◆ **What is being asked**
Every entry that follows should be repeated exactly; drop the images.

<<<<

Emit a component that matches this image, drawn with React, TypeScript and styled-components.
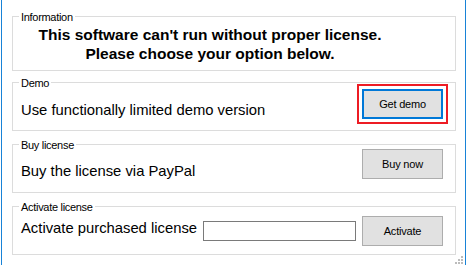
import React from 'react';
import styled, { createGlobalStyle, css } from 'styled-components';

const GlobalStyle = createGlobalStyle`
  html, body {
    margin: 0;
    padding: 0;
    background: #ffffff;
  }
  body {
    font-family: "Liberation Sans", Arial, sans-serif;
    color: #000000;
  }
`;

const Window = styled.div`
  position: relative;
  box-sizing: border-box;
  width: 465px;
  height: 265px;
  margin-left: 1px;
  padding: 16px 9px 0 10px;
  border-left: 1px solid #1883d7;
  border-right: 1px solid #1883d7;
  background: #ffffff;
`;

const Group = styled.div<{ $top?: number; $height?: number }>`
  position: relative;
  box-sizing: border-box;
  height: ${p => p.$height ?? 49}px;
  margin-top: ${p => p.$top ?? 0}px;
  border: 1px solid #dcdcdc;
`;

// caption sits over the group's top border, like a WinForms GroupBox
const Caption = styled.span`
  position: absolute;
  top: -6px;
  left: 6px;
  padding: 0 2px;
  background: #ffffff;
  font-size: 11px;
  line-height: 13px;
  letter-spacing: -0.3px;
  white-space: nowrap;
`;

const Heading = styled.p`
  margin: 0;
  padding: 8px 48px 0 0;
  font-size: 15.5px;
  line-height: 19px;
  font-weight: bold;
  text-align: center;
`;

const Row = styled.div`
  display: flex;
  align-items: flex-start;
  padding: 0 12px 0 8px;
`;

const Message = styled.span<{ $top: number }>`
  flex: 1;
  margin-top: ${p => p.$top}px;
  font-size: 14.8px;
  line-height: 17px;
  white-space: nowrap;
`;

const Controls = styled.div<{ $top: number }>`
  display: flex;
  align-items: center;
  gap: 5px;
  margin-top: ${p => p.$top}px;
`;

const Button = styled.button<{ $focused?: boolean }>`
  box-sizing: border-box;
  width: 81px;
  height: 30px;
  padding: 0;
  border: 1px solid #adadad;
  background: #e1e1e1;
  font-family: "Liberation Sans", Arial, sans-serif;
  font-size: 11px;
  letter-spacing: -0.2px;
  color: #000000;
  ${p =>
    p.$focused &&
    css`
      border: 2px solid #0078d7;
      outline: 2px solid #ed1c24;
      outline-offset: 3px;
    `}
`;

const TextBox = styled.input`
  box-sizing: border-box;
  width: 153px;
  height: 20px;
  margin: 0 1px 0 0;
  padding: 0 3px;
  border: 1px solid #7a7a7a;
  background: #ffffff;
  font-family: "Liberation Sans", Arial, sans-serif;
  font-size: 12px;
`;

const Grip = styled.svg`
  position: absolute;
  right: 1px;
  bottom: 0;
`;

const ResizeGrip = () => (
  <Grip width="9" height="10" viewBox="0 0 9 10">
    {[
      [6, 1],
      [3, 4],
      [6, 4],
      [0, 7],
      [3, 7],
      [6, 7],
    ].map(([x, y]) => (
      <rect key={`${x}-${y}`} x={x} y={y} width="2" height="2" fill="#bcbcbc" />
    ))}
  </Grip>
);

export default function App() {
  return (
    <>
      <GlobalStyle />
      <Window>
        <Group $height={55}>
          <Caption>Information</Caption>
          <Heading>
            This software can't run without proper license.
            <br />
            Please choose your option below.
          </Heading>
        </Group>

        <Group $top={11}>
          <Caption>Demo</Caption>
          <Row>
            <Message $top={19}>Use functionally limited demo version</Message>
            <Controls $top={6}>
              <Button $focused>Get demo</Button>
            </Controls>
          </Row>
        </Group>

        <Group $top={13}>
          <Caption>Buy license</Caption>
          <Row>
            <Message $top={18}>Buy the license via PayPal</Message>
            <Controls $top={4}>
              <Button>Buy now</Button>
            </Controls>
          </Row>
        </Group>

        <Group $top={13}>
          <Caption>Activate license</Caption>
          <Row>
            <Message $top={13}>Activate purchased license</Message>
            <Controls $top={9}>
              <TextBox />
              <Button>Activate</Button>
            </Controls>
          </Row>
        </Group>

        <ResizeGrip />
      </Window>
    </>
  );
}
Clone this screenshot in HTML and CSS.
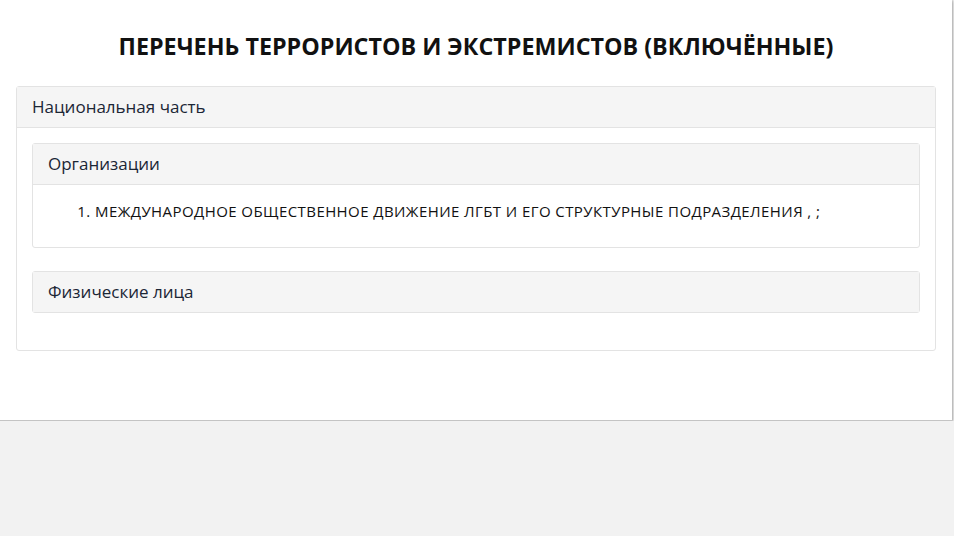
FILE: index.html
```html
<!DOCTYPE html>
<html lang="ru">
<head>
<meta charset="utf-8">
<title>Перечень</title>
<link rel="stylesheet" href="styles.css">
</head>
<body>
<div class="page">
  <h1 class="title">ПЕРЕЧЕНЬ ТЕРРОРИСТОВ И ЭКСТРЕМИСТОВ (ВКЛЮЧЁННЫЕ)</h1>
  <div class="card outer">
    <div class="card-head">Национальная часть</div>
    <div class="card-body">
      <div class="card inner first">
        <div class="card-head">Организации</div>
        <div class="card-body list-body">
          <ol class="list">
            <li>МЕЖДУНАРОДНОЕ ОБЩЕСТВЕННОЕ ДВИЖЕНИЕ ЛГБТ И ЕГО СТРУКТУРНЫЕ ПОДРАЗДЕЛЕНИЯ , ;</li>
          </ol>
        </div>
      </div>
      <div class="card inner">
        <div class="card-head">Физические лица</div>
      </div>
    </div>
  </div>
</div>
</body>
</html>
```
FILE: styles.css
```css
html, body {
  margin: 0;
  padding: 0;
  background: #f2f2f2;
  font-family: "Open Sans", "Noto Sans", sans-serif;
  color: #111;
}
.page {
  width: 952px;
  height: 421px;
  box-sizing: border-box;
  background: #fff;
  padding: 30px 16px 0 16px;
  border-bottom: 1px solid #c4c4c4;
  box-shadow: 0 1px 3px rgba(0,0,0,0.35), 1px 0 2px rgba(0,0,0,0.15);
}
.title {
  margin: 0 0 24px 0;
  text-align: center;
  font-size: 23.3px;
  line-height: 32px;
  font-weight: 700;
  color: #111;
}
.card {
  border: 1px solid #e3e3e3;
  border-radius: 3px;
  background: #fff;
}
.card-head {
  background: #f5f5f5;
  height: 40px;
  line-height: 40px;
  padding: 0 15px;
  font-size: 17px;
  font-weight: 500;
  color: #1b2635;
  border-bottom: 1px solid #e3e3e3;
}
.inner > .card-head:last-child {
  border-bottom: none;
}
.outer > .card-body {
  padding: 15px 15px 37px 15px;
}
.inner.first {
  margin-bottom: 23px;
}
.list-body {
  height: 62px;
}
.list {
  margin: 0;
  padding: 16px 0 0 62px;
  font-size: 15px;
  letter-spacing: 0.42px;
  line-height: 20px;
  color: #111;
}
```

>>>>

◆ **Response**
Emit a component that matches this image, drawn with React, TypeScript and styled-components.
import React from 'react';
import styled, { createGlobalStyle, css } from 'styled-components';

const GlobalStyle = createGlobalStyle`
  html, body {
    margin: 0;
    padding: 0;
    background: #ffffff;
  }
  body {
    font-family: "Liberation Sans", Arial, sans-serif;
    color: #000000;
  }
`;

const Window = styled.div`
  position: relative;
  box-sizing: border-box;
  width: 465px;
  height: 265px;
  margin-left: 1px;
  padding: 16px 9px 0 10px;
  border-left: 1px solid #1883d7;
  border-right: 1px solid #1883d7;
  background: #ffffff;
`;

const Group = styled.div<{ $top?: number; $height?: number }>`
  position: relative;
  box-sizing: border-box;
  height: ${p => p.$height ?? 49}px;
  margin-top: ${p => p.$top ?? 0}px;
  border: 1px solid #dcdcdc;
`;

// caption sits over the group's top border, like a WinForms GroupBox
const Caption = styled.span`
  position: absolute;
  top: -6px;
  left: 6px;
  padding: 0 2px;
  background: #ffffff;
  font-size: 11px;
  line-height: 13px;
  letter-spacing: -0.3px;
  white-space: nowrap;
`;

const Heading = styled.p`
  margin: 0;
  padding: 8px 48px 0 0;
  font-size: 15.5px;
  line-height: 19px;
  font-weight: bold;
  text-align: center;
`;

const Row = styled.div`
  display: flex;
  align-items: flex-start;
  padding: 0 12px 0 8px;
`;

const Message = styled.span<{ $top: number }>`
  flex: 1;
  margin-top: ${p => p.$top}px;
  font-size: 14.8px;
  line-height: 17px;
  white-space: nowrap;
`;

const Controls = styled.div<{ $top: number }>`
  display: flex;
  align-items: center;
  gap: 5px;
  margin-top: ${p => p.$top}px;
`;

const Button = styled.button<{ $focused?: boolean }>`
  box-sizing: border-box;
  width: 81px;
  height: 30px;
  padding: 0;
  border: 1px solid #adadad;
  background: #e1e1e1;
  font-family: "Liberation Sans", Arial, sans-serif;
  font-size: 11px;
  letter-spacing: -0.2px;
  color: #000000;
  ${p =>
    p.$focused &&
    css`
      border: 2px solid #0078d7;
      outline: 2px solid #ed1c24;
      outline-offset: 3px;
    `}
`;

const TextBox = styled.input`
  box-sizing: border-box;
  width: 153px;
  height: 20px;
  margin: 0 1px 0 0;
  padding: 0 3px;
  border: 1px solid #7a7a7a;
  background: #ffffff;
  font-family: "Liberation Sans", Arial, sans-serif;
  font-size: 12px;
`;

const Grip = styled.svg`
  position: absolute;
  right: 1px;
  bottom: 0;
`;

const ResizeGrip = () => (
  <Grip width="9" height="10" viewBox="0 0 9 10">
    {[
      [6, 1],
      [3, 4],
      [6, 4],
      [0, 7],
      [3, 7],
      [6, 7],
    ].map(([x, y]) => (
      <rect key={`${x}-${y}`} x={x} y={y} width="2" height="2" fill="#bcbcbc" />
    ))}
  </Grip>
);

export default function App() {
  return (
    <>
      <GlobalStyle />
      <Window>
        <Group $height={55}>
          <Caption>Information</Caption>
          <Heading>
            This software can't run without proper license.
            <br />
            Please choose your option below.
          </Heading>
        </Group>

        <Group $top={11}>
          <Caption>Demo</Caption>
          <Row>
            <Message $top={19}>Use functionally limited demo version</Message>
            <Controls $top={6}>
              <Button $focused>Get demo</Button>
            </Controls>
          </Row>
        </Group>

        <Group $top={13}>
          <Caption>Buy license</Caption>
          <Row>
            <Message $top={18}>Buy the license via PayPal</Message>
            <Controls $top={4}>
              <Button>Buy now</Button>
            </Controls>
          </Row>
        </Group>

        <Group $top={13}>
          <Caption>Activate license</Caption>
          <Row>
            <Message $top={13}>Activate purchased license</Message>
            <Controls $top={9}>
              <TextBox />
              <Button>Activate</Button>
            </Controls>
          </Row>
        </Group>

        <ResizeGrip />
      </Window>
    </>
  );
}
Clone this screenshot in HTML and CSS.
FILE: index.html
```html
<!DOCTYPE html>
<html lang="ru">
<head>
<meta charset="utf-8">
<title>Перечень</title>
<link rel="stylesheet" href="styles.css">
</head>
<body>
<div class="page">
  <h1 class="title">ПЕРЕЧЕНЬ ТЕРРОРИСТОВ И ЭКСТРЕМИСТОВ (ВКЛЮЧЁННЫЕ)</h1>
  <div class="card outer">
    <div class="card-head">Национальная часть</div>
    <div class="card-body">
      <div class="card inner first">
        <div class="card-head">Организации</div>
        <div class="card-body list-body">
          <ol class="list">
            <li>МЕЖДУНАРОДНОЕ ОБЩЕСТВЕННОЕ ДВИЖЕНИЕ ЛГБТ И ЕГО СТРУКТУРНЫЕ ПОДРАЗДЕЛЕНИЯ , ;</li>
          </ol>
        </div>
      </div>
      <div class="card inner">
        <div class="card-head">Физические лица</div>
      </div>
    </div>
  </div>
</div>
</body>
</html>
```
FILE: styles.css
```css
html, body {
  margin: 0;
  padding: 0;
  background: #f2f2f2;
  font-family: "Open Sans", "Noto Sans", sans-serif;
  color: #111;
}
.page {
  width: 952px;
  height: 421px;
  box-sizing: border-box;
  background: #fff;
  padding: 30px 16px 0 16px;
  border-bottom: 1px solid #c4c4c4;
  box-shadow: 0 1px 3px rgba(0,0,0,0.35), 1px 0 2px rgba(0,0,0,0.15);
}
.title {
  margin: 0 0 24px 0;
  text-align: center;
  font-size: 23.3px;
  line-height: 32px;
  font-weight: 700;
  color: #111;
}
.card {
  border: 1px solid #e3e3e3;
  border-radius: 3px;
  background: #fff;
}
.card-head {
  background: #f5f5f5;
  height: 40px;
  line-height: 40px;
  padding: 0 15px;
  font-size: 17px;
  font-weight: 500;
  color: #1b2635;
  border-bottom: 1px solid #e3e3e3;
}
.inner > .card-head:last-child {
  border-bottom: none;
}
.outer > .card-body {
  padding: 15px 15px 37px 15px;
}
.inner.first {
  margin-bottom: 23px;
}
.list-body {
  height: 62px;
}
.list {
  margin: 0;
  padding: 16px 0 0 62px;
  font-size: 15px;
  letter-spacing: 0.42px;
  line-height: 20px;
  color: #111;
}
```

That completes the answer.